● **PROMPT**: Reproduce, character for character, the lines below from the first through the one with "whitespace-nowrap leading-6 ';". Leave pictures out.

***

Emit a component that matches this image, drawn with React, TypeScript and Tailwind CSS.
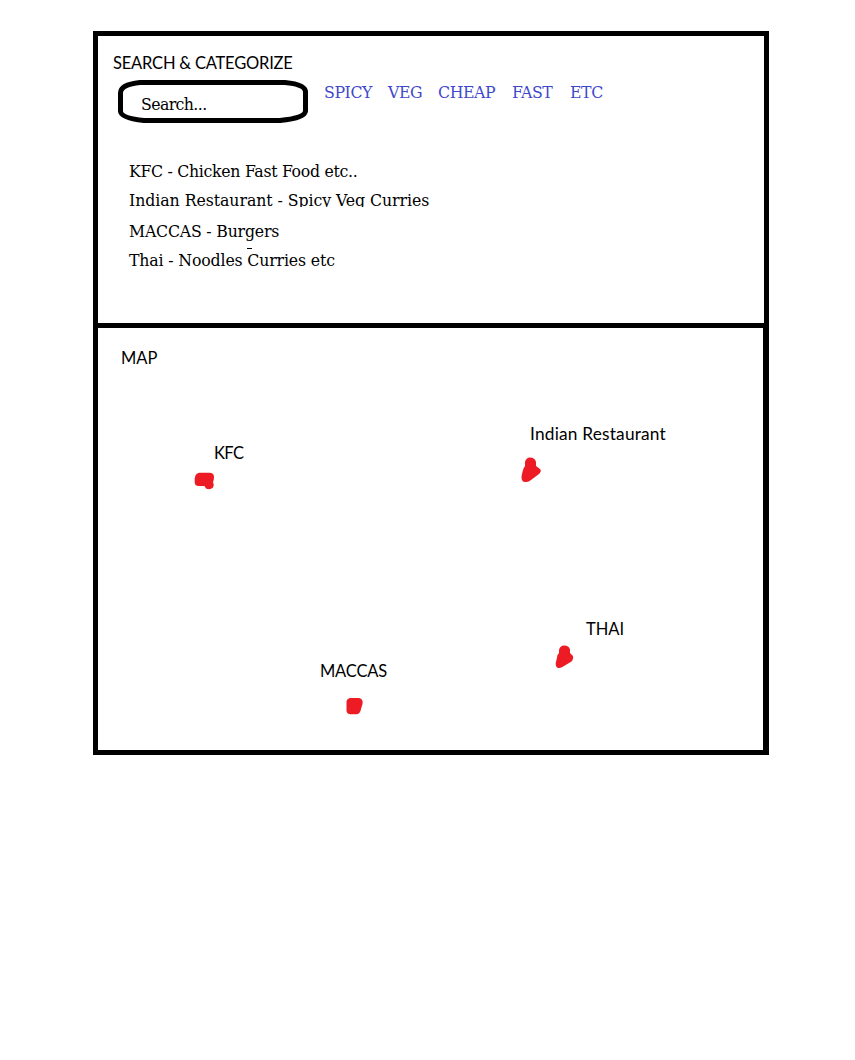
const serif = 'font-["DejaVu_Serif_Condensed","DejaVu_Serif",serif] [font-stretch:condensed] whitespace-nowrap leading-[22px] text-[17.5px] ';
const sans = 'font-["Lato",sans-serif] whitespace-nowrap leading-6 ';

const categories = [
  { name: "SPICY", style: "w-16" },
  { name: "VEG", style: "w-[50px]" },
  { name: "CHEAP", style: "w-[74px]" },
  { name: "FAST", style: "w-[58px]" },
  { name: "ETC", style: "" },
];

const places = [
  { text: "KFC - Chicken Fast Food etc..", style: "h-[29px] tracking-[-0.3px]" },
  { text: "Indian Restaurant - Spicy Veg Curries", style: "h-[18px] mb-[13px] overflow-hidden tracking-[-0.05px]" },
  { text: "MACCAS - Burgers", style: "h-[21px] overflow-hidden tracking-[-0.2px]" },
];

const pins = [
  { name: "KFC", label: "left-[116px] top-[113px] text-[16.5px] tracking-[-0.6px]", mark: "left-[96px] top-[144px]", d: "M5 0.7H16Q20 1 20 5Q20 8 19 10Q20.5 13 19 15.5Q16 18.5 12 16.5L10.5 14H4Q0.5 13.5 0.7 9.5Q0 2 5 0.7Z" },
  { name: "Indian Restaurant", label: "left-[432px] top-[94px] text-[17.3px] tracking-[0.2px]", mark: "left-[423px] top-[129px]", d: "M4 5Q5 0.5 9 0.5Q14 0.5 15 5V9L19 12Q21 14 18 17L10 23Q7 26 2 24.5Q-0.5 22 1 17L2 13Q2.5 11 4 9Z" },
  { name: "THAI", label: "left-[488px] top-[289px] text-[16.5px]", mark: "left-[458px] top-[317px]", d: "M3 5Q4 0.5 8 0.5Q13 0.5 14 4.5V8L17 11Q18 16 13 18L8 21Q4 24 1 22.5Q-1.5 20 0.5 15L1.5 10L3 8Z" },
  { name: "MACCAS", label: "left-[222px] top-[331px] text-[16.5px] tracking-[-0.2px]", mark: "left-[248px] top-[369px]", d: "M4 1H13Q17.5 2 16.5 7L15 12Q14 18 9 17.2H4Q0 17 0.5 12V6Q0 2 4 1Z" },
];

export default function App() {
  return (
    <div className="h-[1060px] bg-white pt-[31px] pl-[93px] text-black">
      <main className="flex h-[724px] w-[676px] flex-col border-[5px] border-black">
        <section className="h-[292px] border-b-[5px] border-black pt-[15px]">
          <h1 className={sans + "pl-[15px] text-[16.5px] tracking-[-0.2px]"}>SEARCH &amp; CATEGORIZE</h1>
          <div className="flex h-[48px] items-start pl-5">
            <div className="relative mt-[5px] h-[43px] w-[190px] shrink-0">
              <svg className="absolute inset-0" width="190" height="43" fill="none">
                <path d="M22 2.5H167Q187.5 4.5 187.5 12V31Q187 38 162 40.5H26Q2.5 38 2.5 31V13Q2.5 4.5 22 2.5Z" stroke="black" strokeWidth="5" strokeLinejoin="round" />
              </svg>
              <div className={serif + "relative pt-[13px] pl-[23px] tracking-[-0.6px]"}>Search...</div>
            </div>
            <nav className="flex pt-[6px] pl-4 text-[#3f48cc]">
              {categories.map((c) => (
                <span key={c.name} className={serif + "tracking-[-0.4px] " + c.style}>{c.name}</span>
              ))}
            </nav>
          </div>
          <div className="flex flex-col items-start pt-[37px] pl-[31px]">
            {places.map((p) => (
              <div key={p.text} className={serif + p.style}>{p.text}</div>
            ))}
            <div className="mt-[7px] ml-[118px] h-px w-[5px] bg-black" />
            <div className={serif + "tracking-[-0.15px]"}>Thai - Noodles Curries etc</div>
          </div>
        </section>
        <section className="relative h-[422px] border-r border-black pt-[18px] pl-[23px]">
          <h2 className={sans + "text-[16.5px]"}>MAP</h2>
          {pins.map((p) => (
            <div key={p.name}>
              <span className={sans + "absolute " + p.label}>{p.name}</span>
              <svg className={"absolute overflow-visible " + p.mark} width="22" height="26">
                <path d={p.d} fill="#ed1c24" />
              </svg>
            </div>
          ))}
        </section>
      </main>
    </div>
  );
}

***

● **OUTPUT OF THE EXERCISE**:
Emit a component that matches this image, drawn with React, TypeScript and Tailwind CSS.
const serif = 'font-["DejaVu_Serif_Condensed","DejaVu_Serif",serif] [font-stretch:condensed] whitespace-nowrap leading-[22px] text-[17.5px] ';
const sans = 'font-["Lato",sans-serif] whitespace-nowrap leading-6 ';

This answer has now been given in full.